Oct. 19 (Bloomberg) -- Canada’s dollar fell as concern European leaders are divided on proposals to increase a bailout fund to solve the region’s sovereign debt crisis drove investors from higher-yielding assets and currencies.
The Canadian currency had fluctuated as crude oil prices swung between gains and losses. Euro-area officials including French President Nicolas Sarkozy were assembling in Frankfurt to narrow divisions four days before a summit of leaders.
“The headlines that Sarkozy saying talks are ‘stuck’ takes the shine off the recent optimism,” said Firas Askari, head of currency trading in Toronto at Bank of Montreal’s BMO Capital Markets unit, by e-mail today. “That means quick risk-off from risk-on and the Canadian dollar takes it on the chin. The market is jittery, and liquidity is very poor.”

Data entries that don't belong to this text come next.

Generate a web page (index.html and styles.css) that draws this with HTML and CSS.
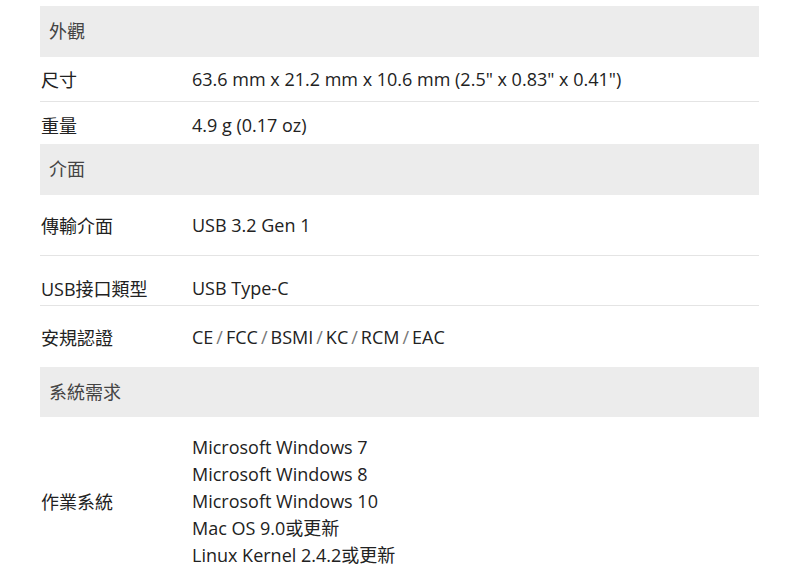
FILE: index.html
```html
<!DOCTYPE html>
<html lang="zh-Hant">
<head>
<meta charset="utf-8">
<link rel="stylesheet" href="styles.css">
</head>
<body>
<div class="spec">
  <div class="head h1">外觀</div>
  <div class="row r-size"><div class="label">尺寸</div><div class="value">63.6 mm x 21.2 mm x 10.6 mm (2.5" x 0.83" x 0.41")</div></div>
  <div class="row r-weight nob"><div class="label">重量</div><div class="value">4.9 g (0.17 oz)</div></div>
  <div class="head h2">介面</div>
  <div class="row r-tall"><div class="label">傳輸介面</div><div class="value">USB 3.2 Gen 1</div></div>
  <div class="row r-mid"><div class="label">USB接口類型</div><div class="value">USB Type-C</div></div>
  <div class="row r-tall nob"><div class="label">安規認證</div><div class="value">CE<span class="sl">/</span>FCC<span class="sl">/</span>BSMI<span class="sl">/</span>KC<span class="sl">/</span>RCM<span class="sl">/</span>EAC</div></div>
  <div class="head h3">系統需求</div>
  <div class="row r-os nob"><div class="label">作業系統</div><div class="value list">
    <div>Microsoft Windows 7</div>
    <div>Microsoft Windows 8</div>
    <div>Microsoft Windows 10</div>
    <div>Mac OS 9.0或更新</div>
    <div>Linux Kernel 2.4.2或更新</div>
  </div></div>
</div>
</body>
</html>
```
FILE: styles.css
```css
html, body {
  margin: 0;
  padding: 0;
  background: #fff;
}
body {
  font-family: "Open Sans", "Noto Sans CJK TC", sans-serif;
  font-size: 18px;
  color: #222;
}
.spec {
  margin: 6px 0 0 40px;
  width: 719px;
}
.head {
  background: #ececec;
  height: 51px;
  display: flex;
  align-items: center;
  padding: 0 0 3px 9px;
  box-sizing: border-box;
  color: #444;
}
.h3 { height: 50px; }
.row {
  display: flex;
  align-items: center;
  border-bottom: 1px solid #e4e4e4;
  box-sizing: border-box;
}
.row.nob { border-bottom: none; }
.label {
  width: 151px;
  padding-left: 1px;
  flex: none;
}
.value { flex: 1; }
.sl {
  color: #777;
  margin: 0 3px;
}
.r-size { height: 45px; }
.r-weight { height: 42px; padding-top: 4px; }
.r-tall { height: 61px; }
.r-mid { height: 50px; padding-top: 14px; }
.r-os { height: 168px; }
.list div { line-height: 27px; }
```
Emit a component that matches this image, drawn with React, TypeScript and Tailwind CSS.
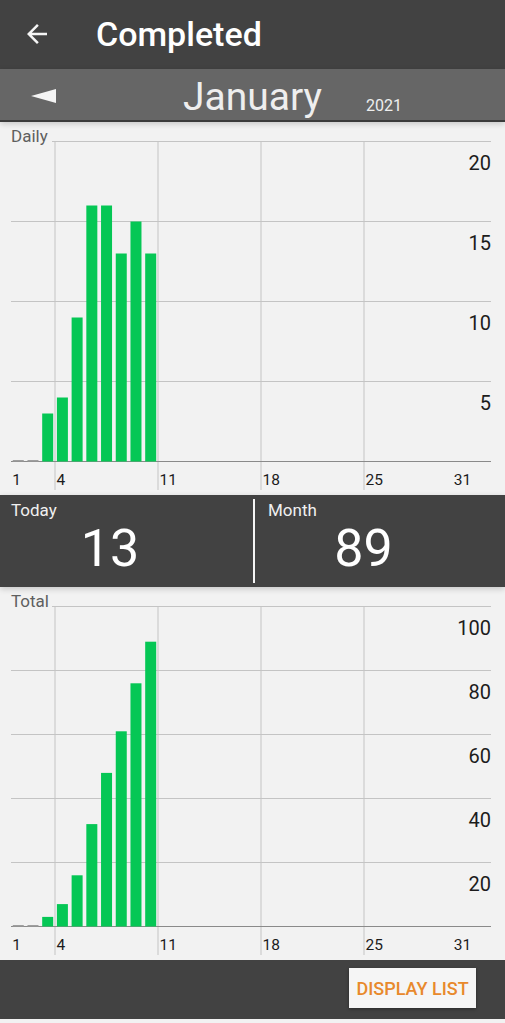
import React from 'react';

const daily = [0, 0, 3, 4, 9, 16, 16, 13, 15, 13];
const total = daily.reduce<number[]>((acc, v) => [...acc, (acc[acc.length - 1] ?? 0) + v], []);

const SLOT = 14.714;
const LEFT = 10.86;
const RIGHT = 491;
const TOP = 19.5;
const AXIS = 339.5;

const slotX = (day: number) => LEFT + (day - 1) * SLOT;

interface ChartProps {
  title: string;
  values: number[];
  max: number;
  ticks: number[];
}

function BarChart({ title, values, max, ticks }: ChartProps) {
  const scale = (AXIS - TOP) / max;
  const step = (AXIS - TOP) / ticks.length;
  const rows = ticks.map((_, i) => TOP + i * step);

  return (
    <svg width="505" height="373" className="block" style={{ fontFamily: 'Roboto, sans-serif' }}>
      {rows.map((y) => (
        <line key={y} x1={11} x2={RIGHT} y1={y} y2={y} stroke="#c4c4c4" strokeWidth="1" />
      ))}
      {[4, 11, 18, 25].map((d) => (
        <line key={d} x1={slotX(d)} x2={slotX(d)} y1={TOP} y2={368} stroke="#c4c4c4" strokeWidth="1" />
      ))}
      <line x1={11} x2={RIGHT} y1={AXIS} y2={AXIS} stroke="#8a8a8a" strokeWidth="1" />

      {values.map((v, i) => {
        const x = slotX(i + 1) + 1.9;
        if (v === 0) {
          return <rect key={i} x={x} y={AXIS - 1.5} width={11} height={1.5} fill="#9e9e9e" />;
        }
        const h = v * scale;
        return <rect key={i} x={x} y={AXIS - h} width={11} height={h} fill="#05c755" />;
      })}

      {ticks.map((t, i) => (
        <text key={t} x={RIGHT} y={rows[i] + 28} textAnchor="end" fontSize="20" fill="#1c1c1c">
          {t}
        </text>
      ))}

      {[1, 4, 11, 18, 25, 31].map((d) => (
        <text key={d} x={slotX(d) + 1.5} y={363} fontSize="15.5" fill="#1c1c1c">
          {d}
        </text>
      ))}

      <rect x={0} y={0} width={title.length * 8 + 12} height={21} fill="#f2f2f2" />
      <text x={11} y={20} fontSize="17" fill="#5f5f5f">
        {title}
      </text>
    </svg>
  );
}

export default function App() {
  return (
    <div className="w-[505px] h-[1023px] bg-[#f2f2f2] flex flex-col overflow-hidden" style={{ fontFamily: 'Roboto, "Noto Sans", sans-serif' }}>
      <header className="h-[69px] bg-[#424242] flex items-center shrink-0">
        <svg width="30" height="30" viewBox="0 0 24 24" className="ml-[22px] mt-[-2px]" fill="#f5f5f5">
          <path d="M20 11H7.83l5.59-5.59L12 4l-8 8 8 8 1.41-1.41L7.83 13H20v-2z" />
        </svg>
        <h1 className="ml-[44px] text-[34px] font-medium text-white">Completed</h1>
      </header>

      <div className="relative z-10 h-[53px] bg-[#666666] border-b-2 border-[#3a3a3a] grid grid-cols-[1fr_auto_1fr] items-center shrink-0 shadow-[0_2px_6px_rgba(0,0,0,0.18)]">
        <div className="pl-[31px] pt-[3px]">
          <svg width="26" height="14" viewBox="0 0 26 14">
            <polygon points="0,7 25,0 25,14" fill="#f4f4f4" />
          </svg>
        </div>
        <div className="text-[39px] leading-none text-[#eeeeee] pt-[6px]">January</div>
        <div className="pl-[44px] pt-[22px] text-[16px] text-[#eeeeee]">2021</div>
      </div>

      <section className="h-[373px] shrink-0">
        <BarChart title="Daily" values={daily} max={20} ticks={[20, 15, 10, 5]} />
      </section>

      <div className="relative z-10 h-[92px] bg-[#424242] flex shrink-0 shadow-[0_2px_6px_rgba(0,0,0,0.18)]">
        <div className="w-[253px] flex flex-col pl-[11px] pt-[4px]">
          <span className="text-[17px] text-[#f0f0f0] leading-[22px]">Today</span>
          <span className="text-[52px] text-white leading-none pr-[44px] text-center mt-[2px]">13</span>
        </div>
        <div className="w-[2px] bg-[#f5f5f5] my-[4px]" />
        <div className="flex-1 flex flex-col pl-[13px] pt-[4px]">
          <span className="text-[17px] text-[#f0f0f0] leading-[22px]">Month</span>
          <span className="text-[52px] text-white leading-none pr-[46px] text-center mt-[2px]">89</span>
        </div>
      </div>

      <section className="h-[373px] shrink-0">
        <BarChart title="Total" values={total} max={100} ticks={[100, 80, 60, 40, 20]} />
      </section>

      <footer className="h-[59px] bg-[#424242] flex justify-end items-start shrink-0">
        <button className="mt-[8px] mr-[29px] w-[127px] h-[40px] bg-[#f5f5f5] text-[#e8892c] text-[18px] font-medium shadow-[0_1px_3px_rgba(0,0,0,0.4)]">
          DISPLAY LIST
        </button>
      </footer>
    </div>
  );
}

Canada’s currency fell 0.6 percent to C$1.0205 per U.S. dollar by 5 p.m. in Toronto. It touched C$1.0085, almost the strongest since Sept. 21. One Canadian dollar buys 97.99 U.S. cents.
Futures on crude oil dropped 2.6 percent to $86.05 a barrel in New York after gaining as much as 1.3 percent. The correlation coefficient between oil and the Canadian dollar was 0.77 today. The coefficient was as high as 0.86 on Aug. 8 and as low as 11 on Sept. 5. A reading of 1 indicates the measures move in lockstep.
The MSCI World Index dropped 0.2 percent after advancing yesterday. The Standard & Poor’s 500 Index declined 1.3 percent. The one-month correlation coefficient of the loonie, as the Canadian currency is often known, with the two benchmarks is 0.87 and 0.89, respectively.
Options trading showed bearishness on the Canadian currency has advanced this week. The premium charged for the right to buy the U.S. dollar versus the Canadian dollar in three months over contracts to sell was 3.2 percentage points today after ending last week at 3. So called risk-reversal rates reached a record 4.43 percentage points on Oct. 4.
Volatility in the greenback versus the Canadian dollar fell after rising for two days. One-month implied volatility on the currency pair was 12.93 percent today, from 12.97 yesterday. It climbed as high as 16 percent on Oct. 4. The average during the past five years is 11.6 percent.
Implied volatility, which traders quote and use to set option prices, signals the expected pace of swings in the underlying currency.
Canada sold C$3.5 billion ($3.5 billion) of two-year bonds today, drawing an average yield of 1.097 percent for the 1 percent securities and a bid to cover ratio of 2.38 times, according to the central bank’s website. The previous auction of two-year bonds, on Sept. 14, fetched an average yield of 1.03 percent and a bid-to-coverage ratio of 2.53 times, Bank of Canada data show.
Government bonds fell for a second day, pushing the yield on benchmark 10-year debt two basis points higher to 2.33 percent. The price of the 3.25 percent security maturing in June 2021 fell 21 cents to C$107.86.
Canadian government bonds are down 0.9 percent this month, compared with losses of 0.8 percent for U.S. government bonds, according to Bank of America Merrill Lynch data.
Statistics Canada said earlier that the nation’s index of leading indicators dropped 0.1 percent in September, the first decline in a year, led by declines in manufacturing. Economists surveyed by Bloomberg News predicted the index would rise 0.1 percent, according to the median of eight estimates.